Pourtant, Tahar Yami a trouvé quelques minutes à consacrer aux événements du Printemps noir de 2001, lesquels, beaucoup de journalistes l'ont déploré, n'ont pourtant pas de rapport direct avec Matoub Lounès d'autant plus que l'artiste était assassiné trois ans auparavant. Ce passage relativement long, compte tenu de la durée courte du film-documentaire, aurait pu trouver sa place s'il s'agissait d'un film sur le combat de la Kabylie pour son identité et sa culture.
Mais Tahar Yami, dans ses réponses, a insisté sur le fait que ce qui s'était passé en 2001 n'est qu'un prolongement du combat de Matoub. Non que les journalistes présents aient contesté cela mais il va sans dire qu'un film documentaire sur la vie et le parcours de Matoub Lounès ne peut pas déborder sur des événements dont les tenants et les aboutissants restent à ce jour inconnus. Mais Tahar Yami semble savoir ce qu'il fait puisqu'il agit en connaisseur et en professionnel de cinéma dès lors que son parcours et ses formations universitaires l'y prédestinent et parlent amplement pour lui. Il s'agit aussi d'un homme de culture qui n'est pas tombé du ciel mais qui a aiguisé ses outils au fil des années. Il a ainsi escaladé toutes les marches sans brûler les étapes jusqu'à arriver là où il en est aujourd'hui.
D'ailleurs, Tahar Yami peut être fier d'avoir réalisé ce film-documentaire qui fera sans aucun doute couler beaucoup de larmes aux spectateurs qui auront la chance de le voir. C'est un produit audiovisuel émouvant, bouleversant et historique.
On découvre Matoub en train de chanter et de parler comme on ne l'a jamais vu auparavant, avec des images audiovisuelles de haute qualité et inédites de surcroît. On aperçoit un Matoub sur scène en France, devant des milliers de spectateurs, en train d'interpréter la chanson célèbre de l'enfant de Constantine, «Soleil de mon pays».
On découvre aussi dans d'autres images inédites un Matoub avec, encore un autre look, réitérant avec verve ses convictions concernant la liberté de culte et le droit à la diversité linguistique. Matoub apparaît également devant des dizaines de milliers de fans aux stades de Béjaïa et de Tizi Ouzou, au Zénith de Paris.

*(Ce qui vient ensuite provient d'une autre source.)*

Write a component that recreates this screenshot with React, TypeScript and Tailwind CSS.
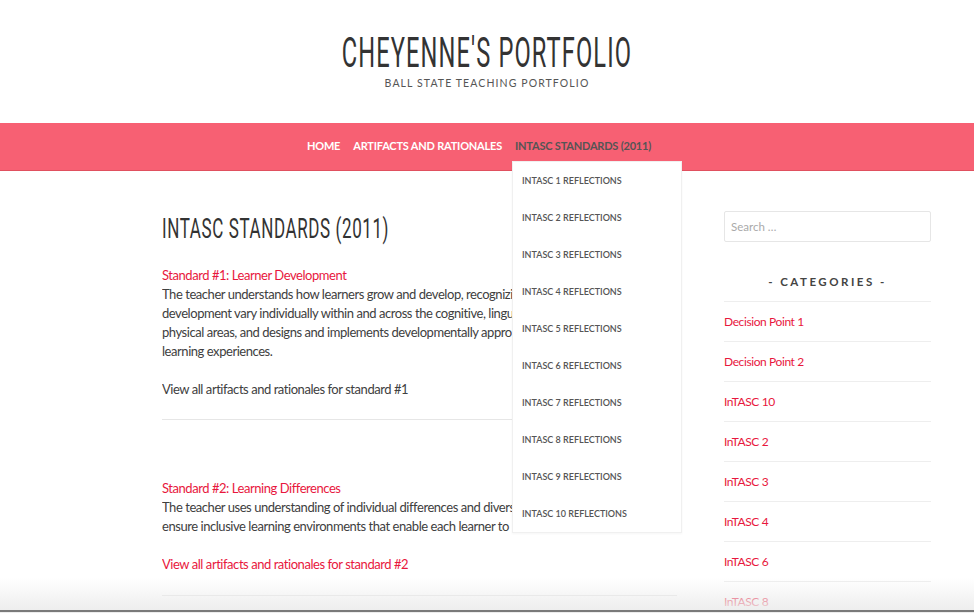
const navItems = ["HOME", "ARTIFACTS AND RATIONALES"];

const reflections = Array.from({ length: 10 }, (_, i) => `INTASC ${i + 1} REFLECTIONS`);

const categories = [
  "Decision Point 1",
  "Decision Point 2",
  "InTASC 10",
  "InTASC 2",
  "InTASC 3",
  "InTASC 4",
  "InTASC 6",
  "InTASC 8",
];

// no Oswald offline: Roboto squeezed sideways is the closest look
const display = { fontFamily: '"Roboto", "DejaVu Sans", sans-serif' };
const body = { fontFamily: '"Lato", "Open Sans", sans-serif' };

const App = () => {
  return (
    <div className="relative h-[613px] overflow-hidden bg-white text-[#404040]" style={body}>
      <header className="flex flex-col items-center pt-[30px] pb-[33px]">
        <h1
          className="inline-block scale-x-[0.55] whitespace-nowrap text-[43px] leading-[44px] font-normal tracking-[2px] text-[#333]"
          style={display}
        >
          CHEYENNE'S PORTFOLIO
        </h1>
        <p className="mt-[2px] text-[10.5px] leading-[14px] tracking-[1.1px] text-[#555]">
          BALL STATE TEACHING PORTFOLIO
        </p>
      </header>

      <nav className="relative z-10 h-[48px] bg-[#f76073] border-b border-[#e0505f]">
        <ul className="flex h-full items-center justify-center gap-[13px] pr-[16px] text-[11px] font-bold tracking-[-0.2px]">
          {navItems.map((item) => (
            <li key={item} className="text-white">
              {item}
            </li>
          ))}
          <li className="relative text-[#555]">
            INTASC STANDARDS (2011)
            <ul className="absolute left-[-3px] top-[23px] w-[170px] bg-white border border-[#f0f0f0] tracking-normal shadow-[0_1px_2px_rgba(0,0,0,0.04)]">
              {reflections.map((r) => (
                <li key={r} className="flex h-[37px] items-center pl-[9px] text-[9px] font-semibold text-[#555]">
                  {r}
                </li>
              ))}
            </ul>
          </li>
        </ul>
      </nav>

      <main className="flex pl-[162px] pt-[42px]">
        <section className="w-[515px]">
          <h2
            className="inline-block origin-left scale-x-[0.607] whitespace-nowrap text-[28px] leading-[32px] font-normal tracking-[1px] text-[#333]"
            style={display}
          >
            INTASC STANDARDS (2011)
          </h2>

          <div className="mt-[21px] overflow-hidden whitespace-nowrap text-[13px] leading-[19px] tracking-[-0.45px]">
            <a className="block text-[#e8173d]">Standard #1: Learner Development</a>
            <p>
              The teacher understands how learners grow and develop, recognizing that patterns of learning and
              <br />
              development vary individually within and across the cognitive, linguistic, social, emotional, and
              <br />
              physical areas, and designs and implements developmentally appropriate and challenging
              <br />
              learning experiences.
            </p>
            <p className="mt-[19px]">View all artifacts and rationales for standard #1</p>
            <hr className="mt-[20px] border-[#e6e6e6]" />
          </div>

          <div className="mt-[59px] overflow-hidden whitespace-nowrap text-[13px] leading-[19px] tracking-[-0.45px]">
            <a className="block text-[#e8173d]">Standard #2: Learning Differences</a>
            <p>
              The teacher uses understanding of individual differences and diverse cultures and communities to
              <br />
              ensure inclusive learning environments that enable each learner to meet high standards.
            </p>
            <a className="mt-[19px] block text-[#e8173d]">View all artifacts and rationales for standard #2</a>
            <hr className="mt-[21px] border-[#e6e6e6]" />
          </div>
        </section>

        <aside className="ml-[47px] -mt-[2px] w-[207px]">
          <input
            type="search"
            placeholder="Search …"
            className="h-[31px] w-full rounded-[2px] border border-[#e6e6e6] px-[6px] text-[11.5px] placeholder:text-[#aaa] outline-none"
          />
          <h3 className="mt-[31px] text-center text-[11.5px] font-bold tracking-[2.5px] text-[#444]">
            - CATEGORIES -
          </h3>
          <ul className="mt-[11px] border-t border-[#eee]">
            {categories.map((c) => (
              <li
                key={c}
                className="flex h-[40px] items-center border-b border-[#eee] text-[12px] tracking-[-0.4px] text-[#e8173d]"
              >
                {c}
              </li>
            ))}
          </ul>
        </aside>
      </main>

      <div className="pointer-events-none absolute inset-x-0 bottom-0 z-20 h-[35px] bg-gradient-to-b from-transparent to-[#ececec]" />
      <div className="pointer-events-none absolute inset-x-0 bottom-[1px] z-20 h-[2px] bg-[#7a7a7a]" />
    </div>
  );
};

export default App;
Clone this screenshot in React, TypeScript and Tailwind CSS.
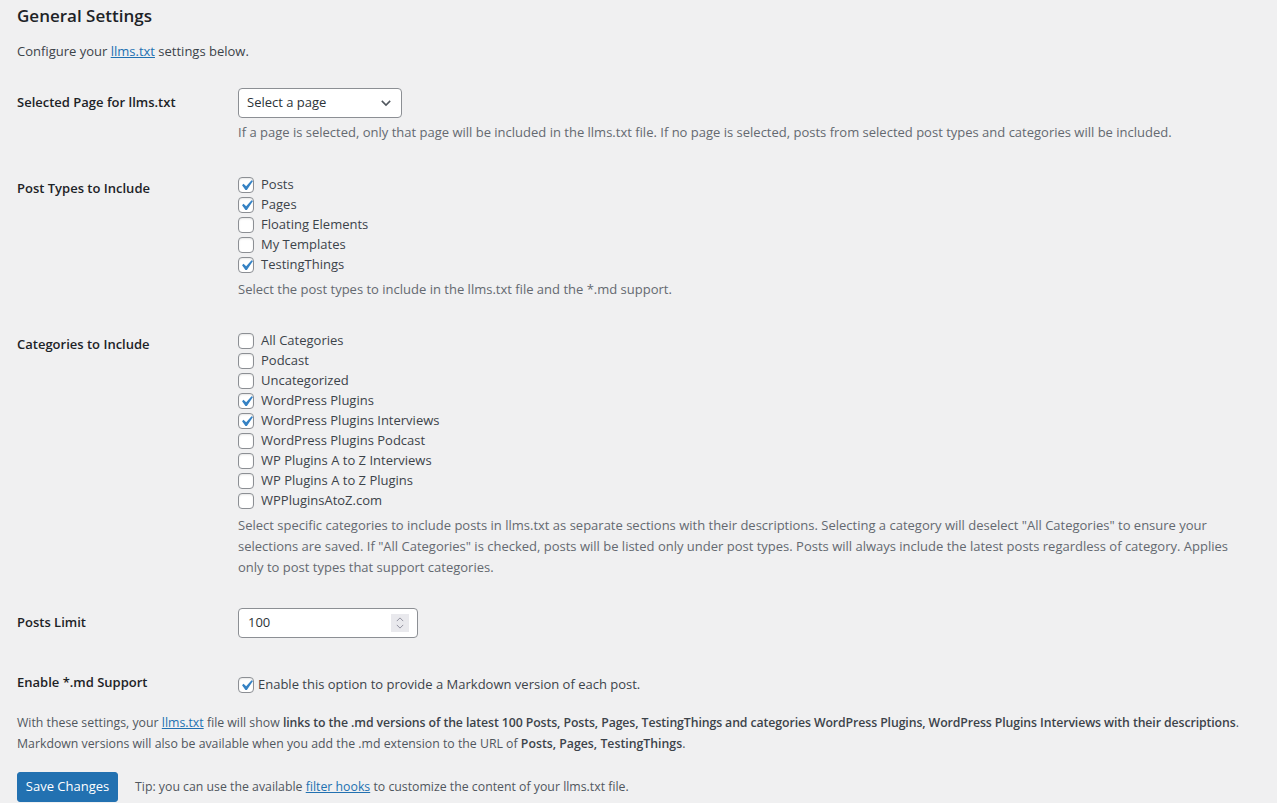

Mais on revoit aussi - malheureusement - les images de deuils collectifs ayant suivi son assassinat. Tout au long du film documentaire, la voix rauque et inimitable de Matoub qui chante accompagne le spectateur. Comme le fait cette même voix avec des milliers de citoyens kabyles et même arabophones depuis la sortie de son premier album en 1978.